# [Exercise prompt]
Quote the listing below in its entirety, omitting every image.

══ Dataset content

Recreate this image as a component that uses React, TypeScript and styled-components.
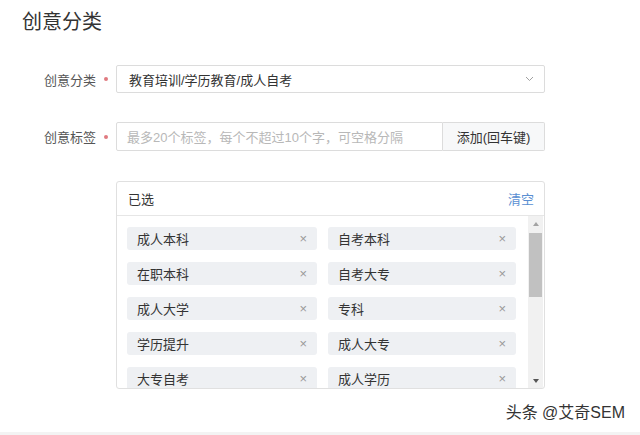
import React from "react";
import styled, { createGlobalStyle } from "styled-components";

const GlobalStyle = createGlobalStyle`
  html, body {
    margin: 0;
    padding: 0;
    background: #fff;
  }
  body {
    font-family: "Liberation Sans", "Noto Sans CJK SC", sans-serif;
    color: #333;
  }
`;

const Page = styled.div`
  width: 640px;
  height: 435px;
  display: flex;
  flex-direction: column;
  overflow: hidden;
`;

const Title = styled.h1`
  margin: 0;
  padding: 10px 0 0 22px;
  font-size: 20px;
  line-height: 24px;
  font-weight: normal;
  color: #333;
`;

const Row = styled.div<{ $top: number }>`
  display: flex;
  align-items: center;
  margin-top: ${(p) => p.$top}px;
`;

const Label = styled.div`
  width: 96px;
  text-align: right;
  font-size: 13px;
  color: #555;
`;

const Required = styled.span`
  width: 20px;
  display: flex;
  justify-content: center;
  &::before {
    content: "";
    width: 4px;
    height: 4px;
    border-radius: 50%;
    background: #e07a80;
  }
`;

const Spacer = styled.span`
  width: 20px;
`;

const Select = styled.div`
  width: 429px;
  height: 28px;
  box-sizing: border-box;
  border: 1px solid #dcdcdc;
  border-radius: 2px;
  display: flex;
  align-items: center;
  justify-content: space-between;
  padding: 0 10px 0 12px;
  font-size: 13px;
  color: #333;
`;

const InputGroup = styled.div`
  width: 429px;
  height: 29px;
  display: flex;
`;

const Input = styled.div`
  flex: 1;
  box-sizing: border-box;
  border: 1px solid #dcdcdc;
  border-radius: 2px 0 0 2px;
  display: flex;
  align-items: center;
  padding-left: 10px;
  font-size: 13px;
  color: #b8b8b8;
`;

const AddButton = styled.div`
  width: 102px;
  box-sizing: border-box;
  border: 1px solid #dcdcdc;
  border-left: none;
  border-radius: 0 2px 2px 0;
  background: #f7f8f9;
  display: flex;
  align-items: center;
  justify-content: center;
  font-size: 13px;
  color: #333;
`;

const Panel = styled.div`
  width: 429px;
  height: 208px;
  box-sizing: border-box;
  border: 1px solid #e0e0e0;
  border-radius: 3px;
  display: flex;
  flex-direction: column;
`;

const PanelHeader = styled.div`
  height: 33px;
  flex-shrink: 0;
  border-bottom: 1px solid #e6e6e6;
  display: flex;
  align-items: center;
  justify-content: space-between;
  padding: 0 10px 0 11px;
  font-size: 13px;
  color: #333;
`;

const ClearLink = styled.span`
  color: #5a8fd2;
`;

const PanelBody = styled.div`
  flex: 1;
  display: flex;
  min-height: 0;
`;

const TagGrid = styled.div`
  flex: 1;
  overflow: hidden;
  display: grid;
  grid-template-columns: 190px 188px;
  grid-auto-rows: 23px;
  column-gap: 11px;
  row-gap: 12px;
  padding: 11px 0 0 10px;
  align-content: start;
`;

const Tag = styled.div`
  background: #eef0f3;
  border-radius: 3px;
  display: flex;
  align-items: center;
  justify-content: space-between;
  padding: 0 10px;
  font-size: 13px;
  color: #333;
`;

const Close = styled.span`
  font-size: 13px;
  color: #999;
`;

const ScrollTrack = styled.div`
  width: 15px;
  margin-right: 1px;
  background: #f1f1f1;
  display: flex;
  flex-direction: column;
  align-items: center;
`;

const Arrow = styled.div<{ $down?: boolean }>`
  height: 15px;
  flex-shrink: 0;
  display: flex;
  align-items: center;
  justify-content: center;
  &::before {
    content: "";
    border-left: 3.5px solid transparent;
    border-right: 3.5px solid transparent;
    ${(p) =>
      p.$down ? "border-top: 4px solid #555;" : "border-bottom: 4px solid #a3a3a3;"}
  }
`;

const Thumb = styled.div`
  width: 13px;
  height: 64px;
  background: #c1c1c1;
  margin-top: 2px;
`;

const TrackFill = styled.div`
  flex: 1;
`;

const Footer = styled.div`
  height: 43px;
  display: flex;
  align-items: center;
  justify-content: flex-end;
  padding-right: 15px;
  font-size: 16px;
  color: #333;
`;

const Band = styled.div`
  flex: 1;
  background: #f3f3f3;
`;

const Chevron = () => (
  <svg width="9" height="6" viewBox="0 0 9 6">
    <path d="M1 1l3.5 3.5L8 1" fill="none" stroke="#a0a0a0" strokeWidth="1" />
  </svg>
);

const tags = [
  "成人本科",
  "自考本科",
  "在职本科",
  "自考大专",
  "成人大学",
  "专科",
  "学历提升",
  "成人大专",
  "大专自考",
  "成人学历",
];

export default function App() {
  return (
    <Page>
      <GlobalStyle />
      <Title>创意分类</Title>
      <Row $top={31}>
        <Label>创意分类</Label>
        <Required />
        <Select>
          <span>教育培训/学历教育/成人自考</span>
          <Chevron />
        </Select>
      </Row>
      <Row $top={29}>
        <Label>创意标签</Label>
        <Required />
        <InputGroup>
          <Input>最多20个标签，每个不超过10个字，可空格分隔</Input>
          <AddButton>添加(回车键)</AddButton>
        </InputGroup>
      </Row>
      <Row $top={30}>
        <Label />
        <Spacer />
        <Panel>
          <PanelHeader>
            <span>已选</span>
            <ClearLink>清空</ClearLink>
          </PanelHeader>
          <PanelBody>
            <TagGrid>
              {tags.map((t) => (
                <Tag key={t}>
                  <span>{t}</span>
                  <Close>×</Close>
                </Tag>
              ))}
            </TagGrid>
            <ScrollTrack>
              <Arrow />
              <Thumb />
              <TrackFill />
              <Arrow $down />
            </ScrollTrack>
          </PanelBody>
        </Panel>
      </Row>
      <Footer>头条 @艾奇SEM</Footer>
      <Band />
    </Page>
  );
}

════

# [Result]
Recreate this image as a component that uses React, TypeScript and styled-components.
import React from "react";
import styled, { createGlobalStyle } from "styled-components";

const GlobalStyle = createGlobalStyle`
  html, body {
    margin: 0;
    padding: 0;
    background: #fff;
  }
  body {
    font-family: "Liberation Sans", "Noto Sans CJK SC", sans-serif;
    color: #333;
  }
`;

const Page = styled.div`
  width: 640px;
  height: 435px;
  display: flex;
  flex-direction: column;
  overflow: hidden;
`;

const Title = styled.h1`
  margin: 0;
  padding: 10px 0 0 22px;
  font-size: 20px;
  line-height: 24px;
  font-weight: normal;
  color: #333;
`;

const Row = styled.div<{ $top: number }>`
  display: flex;
  align-items: center;
  margin-top: ${(p) => p.$top}px;
`;

const Label = styled.div`
  width: 96px;
  text-align: right;
  font-size: 13px;
  color: #555;
`;

const Required = styled.span`
  width: 20px;
  display: flex;
  justify-content: center;
  &::before {
    content: "";
    width: 4px;
    height: 4px;
    border-radius: 50%;
    background: #e07a80;
  }
`;

const Spacer = styled.span`
  width: 20px;
`;

const Select = styled.div`
  width: 429px;
  height: 28px;
  box-sizing: border-box;
  border: 1px solid #dcdcdc;
  border-radius: 2px;
  display: flex;
  align-items: center;
  justify-content: space-between;
  padding: 0 10px 0 12px;
  font-size: 13px;
  color: #333;
`;

const InputGroup = styled.div`
  width: 429px;
  height: 29px;
  display: flex;
`;

const Input = styled.div`
  flex: 1;
  box-sizing: border-box;
  border: 1px solid #dcdcdc;
  border-radius: 2px 0 0 2px;
  display: flex;
  align-items: center;
  padding-left: 10px;
  font-size: 13px;
  color: #b8b8b8;
`;

const AddButton = styled.div`
  width: 102px;
  box-sizing: border-box;
  border: 1px solid #dcdcdc;
  border-left: none;
  border-radius: 0 2px 2px 0;
  background: #f7f8f9;
  display: flex;
  align-items: center;
  justify-content: center;
  font-size: 13px;
  color: #333;
`;

const Panel = styled.div`
  width: 429px;
  height: 208px;
  box-sizing: border-box;
  border: 1px solid #e0e0e0;
  border-radius: 3px;
  display: flex;
  flex-direction: column;
`;

const PanelHeader = styled.div`
  height: 33px;
  flex-shrink: 0;
  border-bottom: 1px solid #e6e6e6;
  display: flex;
  align-items: center;
  justify-content: space-between;
  padding: 0 10px 0 11px;
  font-size: 13px;
  color: #333;
`;

const ClearLink = styled.span`
  color: #5a8fd2;
`;

const PanelBody = styled.div`
  flex: 1;
  display: flex;
  min-height: 0;
`;

const TagGrid = styled.div`
  flex: 1;
  overflow: hidden;
  display: grid;
  grid-template-columns: 190px 188px;
  grid-auto-rows: 23px;
  column-gap: 11px;
  row-gap: 12px;
  padding: 11px 0 0 10px;
  align-content: start;
`;

const Tag = styled.div`
  background: #eef0f3;
  border-radius: 3px;
  display: flex;
  align-items: center;
  justify-content: space-between;
  padding: 0 10px;
  font-size: 13px;
  color: #333;
`;

const Close = styled.span`
  font-size: 13px;
  color: #999;
`;

const ScrollTrack = styled.div`
  width: 15px;
  margin-right: 1px;
  background: #f1f1f1;
  display: flex;
  flex-direction: column;
  align-items: center;
`;

const Arrow = styled.div<{ $down?: boolean }>`
  height: 15px;
  flex-shrink: 0;
  display: flex;
  align-items: center;
  justify-content: center;
  &::before {
    content: "";
    border-left: 3.5px solid transparent;
    border-right: 3.5px solid transparent;
    ${(p) =>
      p.$down ? "border-top: 4px solid #555;" : "border-bottom: 4px solid #a3a3a3;"}
  }
`;

const Thumb = styled.div`
  width: 13px;
  height: 64px;
  background: #c1c1c1;
  margin-top: 2px;
`;

const TrackFill = styled.div`
  flex: 1;
`;

const Footer = styled.div`
  height: 43px;
  display: flex;
  align-items: center;
  justify-content: flex-end;
  padding-right: 15px;
  font-size: 16px;
  color: #333;
`;

const Band = styled.div`
  flex: 1;
  background: #f3f3f3;
`;

const Chevron = () => (
  <svg width="9" height="6" viewBox="0 0 9 6">
    <path d="M1 1l3.5 3.5L8 1" fill="none" stroke="#a0a0a0" strokeWidth="1" />
  </svg>
);

const tags = [
  "成人本科",
  "自考本科",
  "在职本科",
  "自考大专",
  "成人大学",
  "专科",
  "学历提升",
  "成人大专",
  "大专自考",
  "成人学历",
];

export default function App() {
  return (
    <Page>
      <GlobalStyle />
      <Title>创意分类</Title>
      <Row $top={31}>
        <Label>创意分类</Label>
        <Required />
        <Select>
          <span>教育培训/学历教育/成人自考</span>
          <Chevron />
        </Select>
      </Row>
      <Row $top={29}>
        <Label>创意标签</Label>
        <Required />
        <InputGroup>
          <Input>最多20个标签，每个不超过10个字，可空格分隔</Input>
          <AddButton>添加(回车键)</AddButton>
        </InputGroup>
      </Row>
      <Row $top={30}>
        <Label />
        <Spacer />
        <Panel>
          <PanelHeader>
            <span>已选</span>
            <ClearLink>清空</ClearLink>
          </PanelHeader>
          <PanelBody>
            <TagGrid>
              {tags.map((t) => (
                <Tag key={t}>
                  <span>{t}</span>
                  <Close>×</Close>
                </Tag>
              ))}
            </TagGrid>
            <ScrollTrack>
              <Arrow />
              <Thumb />
              <TrackFill />
              <Arrow $down />
            </ScrollTrack>
          </PanelBody>
        </Panel>
      </Row>
      <Footer>头条 @艾奇SEM</Footer>
      <Band />
    </Page>
  );
}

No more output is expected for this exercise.